We not only discover who we are in this very ancient and evolving way, but if we listen to Olympic National Park, we discover that not only does it take the entire Pacific Northwest to produce a place like this, it takes the whole planet.
To wind up on a question that might be very basic, here goes: how can someone become a better listener?
Oh, there are lots of things you can do. One thing I like to say is, bring a young child with you. We’re all born listeners. People might think, well, my kid will never hold still. They won’t hold still at home because homes are noisy places. But get them into nature, and they’ll surprise you. Go for a night walk. Hoist the young child onto your shoulders. They’ll tell you everything you need to know about becoming a better listener. They’re just all ears. That’s basically what brought us here as a species today.
Shop for clothes that would simulate what grandma might have in her closet. Wool, cotton, natural, organic stuff is naturally quiet. Isn’t that cool?

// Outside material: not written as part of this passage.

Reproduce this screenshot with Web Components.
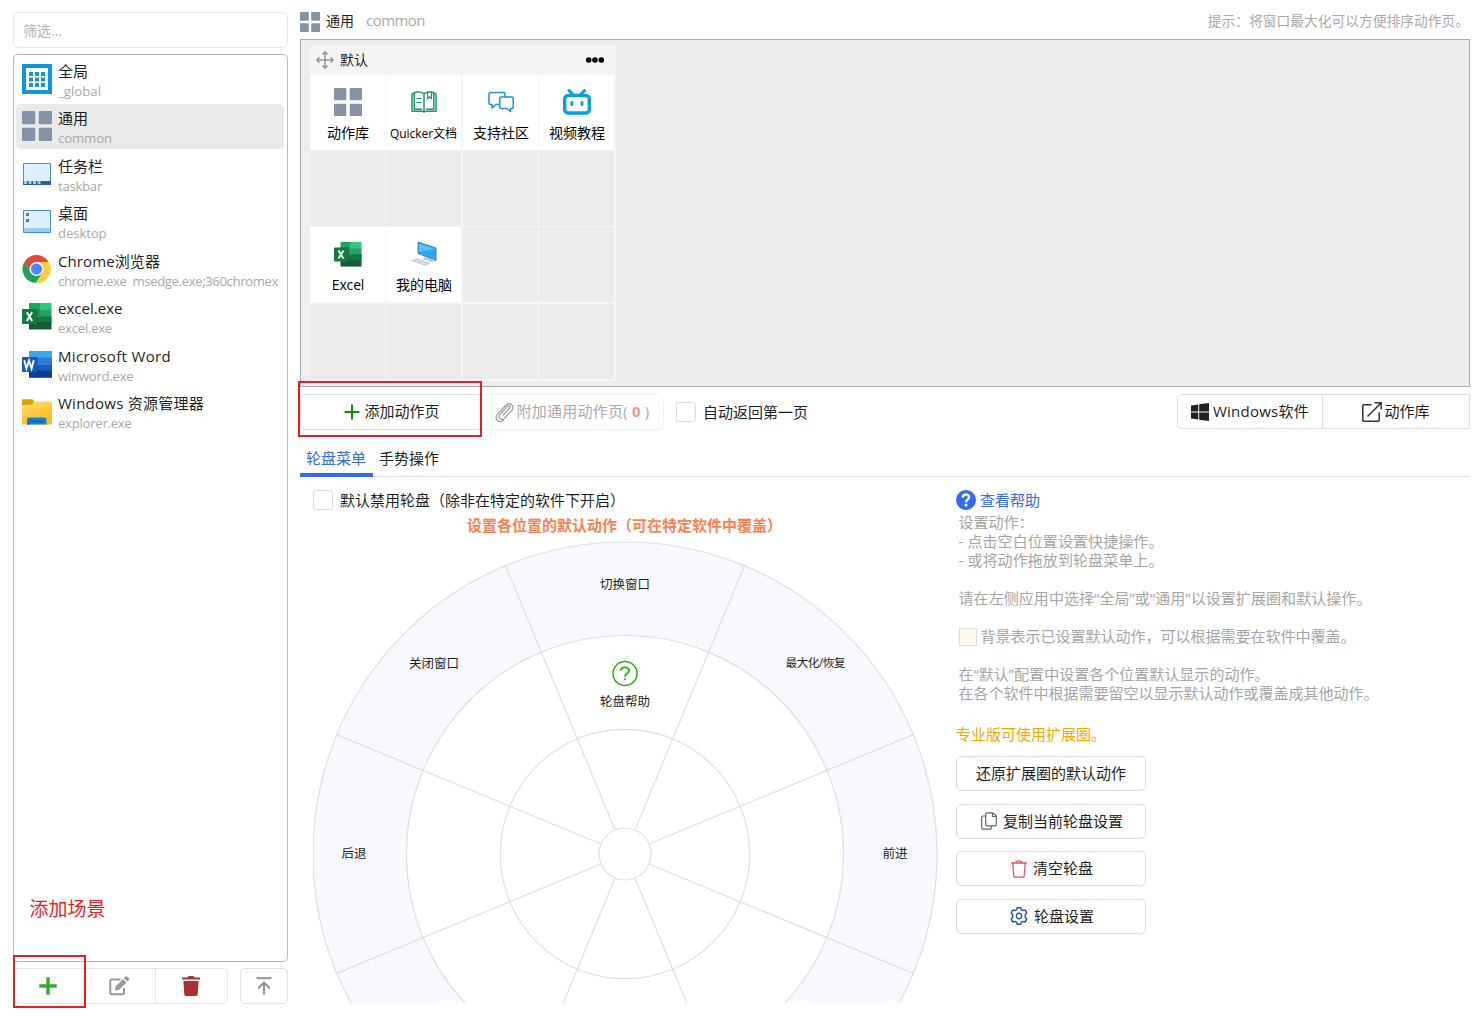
<!DOCTYPE html>
<html lang="zh-CN">
<head>
<meta charset="utf-8">
<title>Quicker</title>
<style>
html,body{margin:0;padding:0;background:#fff}
body{width:1482px;height:1016px;overflow:hidden;font:15px/20px "Open Sans","Noto Sans CJK SC",sans-serif;color:#1f1f1f}
</style>
</head>
<body>
<quicker-app></quicker-app>
<script>
const ICONS = {
  global: ['0 0 30 30', '<path fill="#1296db" d="M0 0h30v30H0z"/><path fill="#fff" d="M4 4h22v22H4z"/><g fill="#1296db"><path d="M7 8h4v4H7zM13 8h4v4h-4zM19 8h4v4h-4zM7 13.500h4v4H7zM13 13.500h4v4h-4zM19 13.500h4v4h-4zM7 19h4v4H7zM13 19h4v4h-4zM19 19h4v4h-4z"/></g>'],
  tiles: ['0 0 30 30', '<g fill="#8592a6"><rect width="13.2" height="13.2" rx="1.3"/><rect x="16.8" width="13.2" height="13.2" rx="1.3"/><rect y="16.8" width="13.2" height="13.2" rx="1.3"/><rect x="16.8" y="16.8" width="13.2" height="13.2" rx="1.3"/></g>'],
  taskbar: ['0 0 30 30', '<path fill="#def0ff" stroke="#4a8bd0" d="M1.5 4.5h27v21h-27z"/><path fill="#2f5f9e" d="M1 22h28v4H1z"/><path fill="#99ccff" d="M2 22h3v3H2zM6.5 22h3v3h-3zM11 22h3v3h-3zM15.500 22h3v3h-3z"/>'],
  desktop: ['0 0 30 30', '<path fill="#def0ff" stroke="#4a8bd0" d="M1.500 4.500h27v22h-27z"/><path fill="#99ccff" d="M2 22h26v4H2z"/><path fill="#3f80c8" d="M4 7h3v3H4zM4 13h3v3H4z"/>'],
  chrome: ['0 0 30 30', '<circle cx="14.500" cy="15" r="14" fill="#fc4"/><path fill="#dc4a3e" d="M2.400 8A14 14 0 0 1 26.600 8H14.500L9 18.200z"/><path fill="#1aa260" d="M2.400 8A14 14 0 0 0 13.800 29L20.600 18.500 14.500 22 8.500 18.500z"/><path fill="#ffcd40" d="M26.600 8A14 14 0 0 1 13.800 29L20.600 18.500 20.500 11.500 14.500 8z"/><circle cx="14.500" cy="15" r="7" fill="#f5f5f5"/><circle cx="14.500" cy="15" r="5.500" fill="#4b87f0"/>'],
  excel: ['0 0 30 30', '<path fill="#21a366" d="M7 2h11v7H7z"/><path fill="#33c481" d="M18 2h11.500v7H18z"/><path fill="#1b9257" d="M7 8.700h11v6.600H7z"/><path fill="#21a366" d="M18 8.700h11.500v6.600H18z"/><path fill="#107c41" d="M7 15.300h22.500V22H7z"/><path fill="#185c37" d="M7 21h22.500v7.500H7z"/><path fill="#117a42" d="M18 15.300h11.500V21H18z"/><path fill="#0b6032" d="M7 8h9v15H7z" opacity=".5"/><rect y="8" width="15" height="15" rx="1" fill="#107c41"/><path stroke="#fff" stroke-width="2" fill="none" d="M4.800 11.300l5.300 8.600M10.100 11.300L4.800 19.900"/>'],
  word: ['0 0 30 30', '<path fill="#41a5ee" d="M7 2h23v7H7z"/><path fill="#2b7cd3" d="M7 8.600h23v6.800H7z"/><path fill="#185abd" d="M7 15.300h23v6.800H7z"/><path fill="#103f91" d="M7 21.800h23v7H7z"/><path fill="#0b3a80" d="M7 8h9v15H7z" opacity=".4"/><rect y="8" width="15" height="15" rx="1" fill="#185abd"/><path stroke="#fff" stroke-width="1.900" fill="none" d="M2.300 11.200l2.100 8.400L7 11.500l2.600 8.100 2.100-8.400"/>'],
  folder: ['0 0 30 30', '<path fill="#dfa000" d="M0 4.200a2 2 0 0 1 1-1h9.200l2.300 2.200L10 10H0z"/><path fill="url(#fo)" d="M0 9l9-.3L13 5.700h15.500a1.500 1.500 0 0 1 1.500 1.500V28.500H0z"/><path fill="#1181d4" d="M5 28.500v-5a2 2 0 0 1 2-2h15.500a2 2 0 0 1 2 2v5z"/><path fill="#0a5fa8" d="M8 24.500h13.500V26H8zM5 27.500h3v1H5z"/><defs><linearGradient id="fo" x1="0" y1="0" x2=".6" y2="1"><stop stop-color="#ffdb6b"/><stop offset="1" stop-color="#fcbc1e"/></linearGradient></defs>'],
  plusBold: ['0 0 18 18', '<path stroke="#3a3" stroke-width="3.400" d="M9 .3v17.400M.3 9h17.400"/>'],
  plus: ['0 0 16 16', '<path stroke="#0a8f0a" stroke-width="2" d="M8 .5v15M.5 8h15"/>'],
  edit: ['0 0 20 20', '<path fill="none" stroke="#999" stroke-width="2" d="M11.500 3.500H2.300a1 1 0 0 0-1 1v12.700a1 1 0 0 0 1 1H14a1 1 0 0 0 1-1V12"/><path fill="#999" d="M6 14.500l.5-4L14 3l3.400 3.400-7.500 7.600zM14.900 2l1.300-1.300a1.500 1.500 0 0 1 2 0L19.700 2a1.500 1.500 0 0 1 0 2.100l-1.300 1.300z"/>'],
  trashFill: ['0 0 18 20', '<path fill="#a83232" d="M0 1.400h5.500L6.500 0h5l1 1.400H18v2H0zM1.400 5h15.200l-.9 13.300A1.800 1.800 0 0 1 14 20H4a1.800 1.800 0 0 1-1.700-1.700z"/>'],
  top: ['0 0 16 18', '<path fill="none" stroke="#999" stroke-width="2.200" d="M.5 1.200h15M8 17.500V6M2.200 11.200L8 5.500l5.800 5.700"/>'],
  move: ['0 0 18 18', '<path fill="none" stroke="#999" stroke-width="1.500" d="M9 1v16M1 9h16M6.300 3.500L9 .9l2.700 2.600M6.300 14.500L9 17.100l2.700-2.600M3.500 6.300L.9 9l2.600 2.700M14.500 6.300L17.100 9l-2.600 2.700"/>'],
  dots: ['0 0 18 6', '<circle cx="2.700" cy="3" r="2.800"/><circle cx="9" cy="3" r="2.800"/><circle cx="15.300" cy="3" r="2.800"/>'],
  book: ['0 0 26 22', '<path fill="none" stroke="#159b6e" stroke-width="1.500" stroke-linejoin="round" d="M13 2.800C11 .7 5.500.5 3.200 1.800 1.500 2.500 1 2.800 1 4v16.200h10.500c1 0 1 .8 1.500.8s.5-.8 1.500-.8H25V4c0-1.200-.5-1.500-2.200-2.200C20.500.5 15 .7 13 2.800zM13 2.800V20M3.200 2v16.300H11M22.800 2v16.300H15"/><path fill="none" stroke="#159b6e" stroke-width="1.200" d="M5.500 7.500h5M5.500 11.500h5M16.500 2v5.500l2-1.700 2 1.700V1.500"/>'],
  chat: ['0 0 26 22', '<path fill="none" stroke="#1c92d8" stroke-width="1.500" stroke-linejoin="round" d="M11.500 13.500H8L4 17v-3.500H2.500A1.500 1.500 0 0 1 1 12V3a1.500 1.500 0 0 1 1.500-1.500h13A1.500 1.500 0 0 1 17 3v2.500M13 6h11a1.200 1.200 0 0 1 1.200 1.200v9.100a1.200 1.200 0 0 1-1.200 1.200h-1.500v3l-4-3H13a1.200 1.200 0 0 1-1.200-1.200V7.200A1.200 1.200 0 0 1 13 6z"/>'],
  bili: ['0 0 28 26', '<rect x="1.700" y="6.500" width="24.600" height="17.500" rx="3.500" fill="none" stroke="#0aa1db" stroke-width="3.400"/><path stroke="#0aa1db" stroke-width="3" stroke-linecap="round" d="M6 1.600l4 3.900M21.500 1.600l-4 3.900M8.800 13.500v2M19 13.500v2"/>'],
  pc: ['0 0 26 26', '<path fill="#2aa7f5" stroke="#55687a" stroke-width=".8" d="M7 1l18 6v12.500L7 12.500z"/><path fill="#58bffa" d="M8 2.500l16 5.300L8 11z"/><path fill="#b9c3ca" d="M13 16l5 1.800 5 .7 1 1.500-3 1-9-3z"/><path fill="#c3cbd1" d="M0 19.800l6-2.800 14 4.800-5 3.200z"/><path stroke="#eef1f3" stroke-width=".7" fill="none" d="M3 18.500l13 5M6 17.500l12 4.500M5 21.300l6-3M10 23l5-3"/>'],
  clip: ['0 0 19 20', '<path fill="none" stroke="#999" stroke-width="1.200" stroke-linecap="round" d="M16.800 8.300l-7.400 8c-3 3-7.200-.3-4.600-3.500l7.700-8.600c1.400-1.300 3.300.3 2.200 1.800L8.300 13M16.800 8.300c3.200-4.200-1.800-9-5.700-5.300L2.500 12.300c-4 5 2 9.500 6 5.500"/>'],
  win: ['0 0 18 18', '<path fill="#222" d="M0 2.500l7.300-1v7H0zM8.200 1.300L18 0v8.500H8.200zM0 9.400h7.300v7.100L0 15.500zM8.200 9.400H18V18l-9.800-1.300z"/>'],
  open: ['0 0 20 20', '<path fill="none" stroke="#333" stroke-width="1.500" d="M9.500 2.800H1.800a1 1 0 0 0-1 1v14.400a1 1 0 0 0 1 1h14.400a1 1 0 0 0 1-1v-8M5.500 14.500L19 1M12.500.8h6.700v6.700"/>'],
  help: ['0 0 20 20', '<circle cx="10" cy="10" r="10" fill="#326cf3"/><path fill="none" stroke="#fff" stroke-width="2.500" d="M6.700 7.600C7 3.500 13.300 3.700 13.100 7.500 13 9.600 10 9.500 10 12.200"/><circle cx="10" cy="15" r="1.500" fill="#fff"/>'],
  copy: ['0 0 16 18', '<path fill="none" stroke="#666" stroke-width="1.200" d="M4.700 4H2A1.300 1.300 0 0 0 .7 5.300v10.500A1.300 1.300 0 0 0 2 17.100h7a1.300 1.300 0 0 0 1.300-1.300v-2M6 .8h6l3.300 3.300v8.400a1.300 1.300 0 0 1-1.300 1.300H6a1.300 1.300 0 0 1-1.300-1.300V2.100A1.300 1.300 0 0 1 6 .8zM11.500 1v3.500H15"/>'],
  trash: ['0 0 16 18', '<path fill="none" stroke="#f0526a" stroke-width="1.300" d="M.3 3h15.400M4.800 3C5 .2 11 .2 11.200 3M1.800 3l1 13a1.200 1.200 0 0 0 1.200 1.200h8a1.200 1.200 0 0 0 1.200-1.200l1-13"/>'],
  gear: ['0 0 18 18', '<path fill="none" stroke="#2659a8" stroke-width="1.500" stroke-linejoin="round" d="M6.800 2.600L7.300.8h3.400l.5 1.800 1.700 1 2.100-.7 1.800 3-1.500 1.600v2.900l1.500 1.600-1.800 3-2.100-.6-1.700.9-.5 1.900H7.300l-.5-1.900-1.700-.9-2.100.6-1.800-3 1.500-1.600V7.500L1.200 5.900l1.800-3 2.100.7z"/><circle cx="9" cy="9" r="2.700" fill="none" stroke="#2659a8" stroke-width="1.400"/>']
};
function def(name, css, html, init) {
  customElements.define(name, class extends HTMLElement {
    connectedCallback() {
      if (this.shadowRoot) return;
      this.attachShadow({mode: 'open'}).innerHTML = '<style>' + css + '</style>' + (typeof html === 'function' ? html(this) : html);
      if (init) init(this);
    }
  });
}
const at = (e, n, d = '') => e.getAttribute(n) ?? d;

def('quicker-app', `
 :host{display:flex;position:relative;width:1482px;height:1016px;box-sizing:border-box;padding:12px 12px 12px 13px;gap:12px}
 main{width:1170px;display:flex;flex-direction:column}`,
 `<scene-sidebar></scene-sidebar>
  <main><page-header></page-header><page-board></page-board><page-toolbar></page-toolbar><tab-strip></tab-strip><wheel-panel></wheel-panel></main>
  <red-mark style="left:13px;top:955px;width:73px;height:53px"></red-mark>
  <red-mark style="left:298px;top:381px;width:184px;height:56px"></red-mark>
  <red-note style="left:29.500px;top:897px">添加场景</red-note>`);
def('red-mark', ':host{position:absolute;box-sizing:border-box;border:2px solid #ed1c24}', '');
def('red-note', ':host{position:absolute;color:#ed1c24;font-size:19px;line-height:24px}', '<slot></slot>');

def('scene-sidebar', `
 :host{display:flex;flex-direction:column;width:275px}
 .filter{box-sizing:border-box;height:36px;border:1.500px solid #e6e6e6;border-radius:6px;padding:0 9px;color:#b4b4b4;font-size:14px;line-height:35px}
 .list{box-sizing:border-box;height:908px;margin-top:6px;border:1px solid #bbb;border-radius:5px;padding:1px 2px 0;display:flex;flex-direction:column}
 .row{display:flex;margin-top:6px;height:36px;gap:12px}
 .group{display:flex;width:215px;box-sizing:border-box;border:1.500px solid #e4e4e4;border-radius:5px}
 .group div,.one{flex:1;display:flex;align-items:center;justify-content:center}
 .group div{padding-right:1px}
 .group div+div{border-left:1px solid #e4e4e4;padding-right:2px}
 .one{box-sizing:border-box;border:1.500px solid #e0e0e0;border-radius:5px}`,
 `<div class="filter">筛选...</div>
 <div class="list">
  <scene-item icon="global" sub="_global" sw="43">全局</scene-item>
  <scene-item icon="tiles" sub="common" sw="54" selected>通用</scene-item>
  <scene-item icon="taskbar" sub="taskbar" sw="44">任务栏</scene-item>
  <scene-item icon="desktop" sub="desktop" sw="48.500">桌面</scene-item>
  <scene-item icon="chrome" sub="chrome.exe&nbsp; msedge.exe;360chromex" sw="220" w="102">Chrome浏览器</scene-item>
  <scene-item icon="excel" sub="excel.exe" sw="54" w="64.500">excel.exe</scene-item>
  <scene-item icon="word" sub="winword.exe" sw="75.500" w="113">Microsoft Word</scene-item>
  <scene-item icon="folder" sub="explorer.exe" sw="73.500" w="146">Windows 资源管理器</scene-item>
 </div>
 <div class="row"><div class="group"><div><ui-icon name="plusBold" s="18"></ui-icon></div><div><ui-icon name="edit" s="20"></ui-icon></div><div><ui-icon name="trashFill" s="18" h="20"></ui-icon></div></div>
 <div class="one"><ui-icon name="top" s="16" h="18"></ui-icon></div></div>`);
def('scene-item', `
 :host{display:flex;height:45px;margin-bottom:2.530px;border-radius:5px;padding-left:6px;gap:6px;align-items:center;width:262px}
 :host([selected]){background:#e9e9e9}
 .t{display:flex;flex-direction:column;width:224px;padding-top:4px}
 .s{font-size:13.200px;color:#aaa;line-height:19px;height:19px}
 .n{line-height:21px;height:21px}`,
 e => `<ui-icon name="${at(e,'icon')}" s="30"></ui-icon><div class="t"><ui-text class="n" w="${at(e,'w')}"><slot></slot></ui-text><ui-text class="s" w="${at(e,'sw')}">${at(e,'sub')}</ui-text></div>`);

def('page-header', `
 :host{display:flex;height:27px;box-sizing:border-box;align-items:flex-start}
 ui-text{line-height:18px}
 .a{font-size:14px;margin-left:6px}.b{color:#aaa;margin:-1px 0 0 12px}
 .c{margin-left:auto;color:#aaa;font-size:13.750px;margin-right:1px}`,
 `<ui-icon name="tiles" s="20"></ui-icon><ui-text class="a">通用</ui-text><ui-text class="b" w="59">common</ui-text><ui-text class="c">提示：将窗口最大化可以方便排序动作页。</ui-text>`);

def('page-board', `
 :host{display:block;box-sizing:border-box;height:348px;border:1px solid #a9abb0;background:#eee;padding:5px 9px}
 .page{width:306px;height:336px;background:#f5f5f5}
 .h{display:flex;height:30px;align-items:center;padding:0 12px 0 6px;box-sizing:border-box;font-size:14px}
 .h ui-text{margin-left:6px}.h .d{margin-left:auto}
 .g{display:grid;grid-template-columns:76px 77px 76px 75px;grid-template-rows:76px 76px 77px 75px}`,
 `<div class="page"><div class="h"><ui-icon name="move" s="18"></ui-icon><ui-text>默认</ui-text><ui-icon class="d" name="dots" s="18" h="6"></ui-icon></div>
 <div class="g">
 <action-cell icon="tiles" s="28">动作库</action-cell><action-cell icon="book" s="26" h="22" w="67" small>Quicker文档</action-cell><action-cell icon="chat" s="26" h="22">支持社区</action-cell><action-cell icon="bili" s="28" h="26">视频教程</action-cell>
 ${'<action-cell></action-cell>'.repeat(4)}
 <action-cell icon="excel" s="28" w="32.500">Excel</action-cell><action-cell icon="pc" s="26">我的电脑</action-cell>
 ${'<action-cell></action-cell>'.repeat(6)}</div></div>`);
def('action-cell', `
 :host{display:flex;flex-direction:column;width:75px;height:75px;background:#ebebeb;align-items:center;color:#000;font-size:14px}
 :host([icon]){background:#fff}
 :host([small]){font-size:12px}
 .i{height:28px;margin-top:13px;display:flex;align-items:center}
 ui-text{margin-top:7px;line-height:20px;padding-left:1px}
 :host([small]) ui-text{margin-top:8px;padding-left:0}`,
 e => e.hasAttribute('icon') ? `<div class="i"><ui-icon name="${at(e,'icon')}" s="${at(e,'s')}" h="${at(e,'h',at(e,'s'))}"></ui-icon></div><ui-text w="${at(e,'w')}"><slot></slot></ui-text>` : '');

def('page-toolbar', `
 :host{display:flex;height:36px;margin-top:7px;align-items:stretch}
 .l,.r{display:flex;box-sizing:border-box}
 .l>div,.r>div{display:flex;align-items:center;justify-content:center;box-sizing:border-box}
 .l ui-text{padding-bottom:2px}
 .r ui-text{padding-bottom:1px}
 .add{width:182px;border:1.500px solid #ddd;border-radius:5px 0 0 5px;gap:4px;padding-left:2px}
 .att{width:182px;border:1.500px solid #f2f2f2;border-left:0;border-radius:0 6px 6px 0;color:#aaa;gap:3px;padding-right:1px}
 b{color:#ff9191}
 ui-check{margin:0 0 1px 12px}
 .r{margin-left:auto;border:1px solid #ddd;border-radius:5px 0 0 5px;width:293px;height:35px}
 .w{width:145px;border-right:1px solid #ddd;gap:4px}.o{flex:1;gap:2px}`,
 `<div class="l"><div class="add"><ui-icon name="plus" s="16"></ui-icon><ui-text>添加动作页</ui-text></div><div class="att"><ui-icon name="clip" s="19" h="20"></ui-icon><ui-text w="133">附加通用动作页( <b>0</b> )</ui-text></div></div>
 <ui-check>自动返回第一页</ui-check>
 <div class="r"><div class="w"><ui-icon name="win" s="18"></ui-icon><ui-text w="96">Windows软件</ui-text></div><div class="o"><ui-icon name="open" s="20"></ui-icon><ui-text>动作库</ui-text></div></div>`);
def('ui-check', `:host{display:flex;align-items:center;gap:7px}i{display:block;box-sizing:border-box;width:20px;height:20px;border:1.500px solid #ddd;border-radius:3px;background:#fff}`, `<i></i><ui-text><slot></slot></ui-text>`);

def('tab-strip', `
 :host{display:flex;height:47px;box-sizing:border-box;border-bottom:1px solid #ddd;align-items:flex-end}
 div{height:28px;margin-bottom:-1px;box-sizing:border-box;padding:0 6px;line-height:19px}
 .on{color:#326cf3;border-bottom:4px solid #326cf3;width:73px}`,
 `<div class="on">轮盘菜单</div><div>手势操作</div>`);

def('wheel-panel', `
 :host{display:flex;height:526px;overflow:hidden;width:1170px}
 .w{width:638px;box-sizing:border-box;padding:13px 0 0 13px}
 .t{color:#ff7f50;font-weight:bold;text-align:center;width:625px;height:20px;margin:5px 0 0 -1px;line-height:20px}
 wheel-menu{margin-top:6px}
 help-column{margin-left:18px;margin-top:12px}`,
 `<div class="w"><ui-check>默认禁用轮盘（除非在特定的软件下开启）</ui-check><div class="t">设置各位置的默认动作（可在特定软件中覆盖）</div><wheel-menu></wheel-menu></div><help-column></help-column>`);

def('wheel-menu', `:host{display:block}svg{display:block}text{font-size:12.500px;fill:#1f1f1f;text-anchor:middle}.sm{font-size:11.700px}`, () => {
  let l = '';
  for (let k = 0; k < 8; k++) {
    const a = (22.5 + 45 * k) * Math.PI / 180, c = Math.cos(a), s = Math.sin(a);
    l += `<path d="M${26*c} ${26*s}L${312*c} ${312*s}"/>`;
  }
  return `<svg width="626" height="463" viewBox="-312 -313 626 463"><g fill="none" stroke="#e0e0e0" stroke-width="1.200"><circle r="312" fill="#f8f9fe"/><circle r="218.500" fill="#fff"/><circle r="124.700"/><circle r="26"/>${l}</g>
  <g><text x="0" y="-265.500">切换窗口</text><text x="-191" y="-186.500">关闭窗口</text><text class="sm" x="190.500" y="-187" textLength="60">最大化/恢复</text><text x="-271" y="4">后退</text><text x="270" y="4">前进</text><text x="0" y="-148.500">轮盘帮助</text></g>
  <g fill="none" stroke="#2ab012" transform="translate(0 -180.500)"><circle r="12" stroke-width="1.500"/><path stroke-width="1.900" d="M-4.300-2.700C-4-7.300 4.300-7.300 4.100-2.800 4 0 0-.2 0 3.200"/><circle cy="5.800" r=".8" fill="#2ab012" stroke-width=".6"/></g></svg>`;
});

def('help-column', `
 :host{display:block;width:460px}
 .h{display:flex;align-items:center;gap:4px;height:21px;color:#326cf3}
 .g{color:#a6a6a6;padding-left:2.500px;margin-top:3px}
 .g>div{height:19px;line-height:19px;display:flex;align-items:center}
 i{width:16px;height:16px;border:1px solid #ddd;background:#fff9ee;margin-right:4px}
 .o{color:#ffa500;margin-top:21px;height:20px}
 .b{display:flex;flex-direction:column;gap:12.500px;margin-top:12px;width:190px}
 .b div{height:35px;box-sizing:border-box;border:1.500px solid #ddd;border-radius:5px;display:flex;align-items:center;justify-content:center;gap:6px;padding-bottom:1px}
 .b ui-icon{margin:1px 0 0 2px}`,
 `<div class="h"><ui-icon name="help" s="20"></ui-icon><ui-text>查看帮助</ui-text></div>
 <div class="g"><div>设置动作：</div><div><ui-text w="205">- 点击空白位置设置快捷操作。</ui-text></div><div><ui-text w="205">- 或将动作拖放到轮盘菜单上。</ui-text></div><div></div>
 <div><ui-text w="413">请在左侧应用中选择“全局”或“通用”以设置扩展圈和默认操作。</ui-text></div><div></div>
 <div><i></i><ui-text>背景表示已设置默认动作，可以根据需要在软件中覆盖。</ui-text></div><div></div>
 <div><ui-text w="311">在“默认”配置中设置各个位置默认显示的动作。</ui-text></div><div>在各个软件中根据需要留空以显示默认动作或覆盖成其他动作。</div></div>
 <div class="o">专业版可使用扩展圈。</div>
 <div class="b"><div>还原扩展圈的默认动作</div><div><ui-icon name="copy" s="16" h="18"></ui-icon>复制当前轮盘设置</div><div><ui-icon name="trash" s="16" h="18"></ui-icon>清空轮盘</div><div><ui-icon name="gear" s="18"></ui-icon>轮盘设置</div></div>`);

def('ui-icon', ':host{display:block;flex:none}svg{display:block}', e => {
  const [vb, body] = ICONS[at(e, 'name')], s = at(e, 's'), h = at(e, 'h', s);
  return `<svg width="${s}" height="${h}" viewBox="${vb}">${body}</svg>`;
});

/* Single-line label; an optional w attribute spreads its letters to that width. */
def('ui-text', ':host{display:block;white-space:nowrap}span{display:inline-block}', '<span><slot></slot></span>', e => {
  const w = parseFloat(at(e, 'w'));
  if (!w) return;
  const s = e.shadowRoot.querySelector('span');
  let n = e.textContent.length;
  const slot = e.querySelector('slot');
  if (slot) n = slot.assignedNodes({flatten: true}).map(x => x.textContent).join('').length;
  e.style.letterSpacing = (w - s.getBoundingClientRect().width) / n + 'px';
});
</script>
</body>
</html>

Walk slowly, walk comfortably. Your steps are information you’re sending out into the acoustic environment. It reveals a lot about who you are. Are you in a hurry? Are you tense? Are you being sneaky? No fast walking, no jerky movements. When you’re quiet, you are effectively invisible to so much wildlife. And you find the whole world starts coming alive around you.
Instead of pictures, take sound recordings and listen to them. If you use your smartphone and earbuds, put it in recording mode and amp it up. Or if you want to do better than a smartphone, I recommend the Sony PCM-A10, a really small, very accurate recording device. The brain goes, whoa, a lot going on. When you turn off your device and take your earbuds out, it’s still going on.
Now the brain knows that those faint sounds are important. And your mind will start to amplify those faint sounds.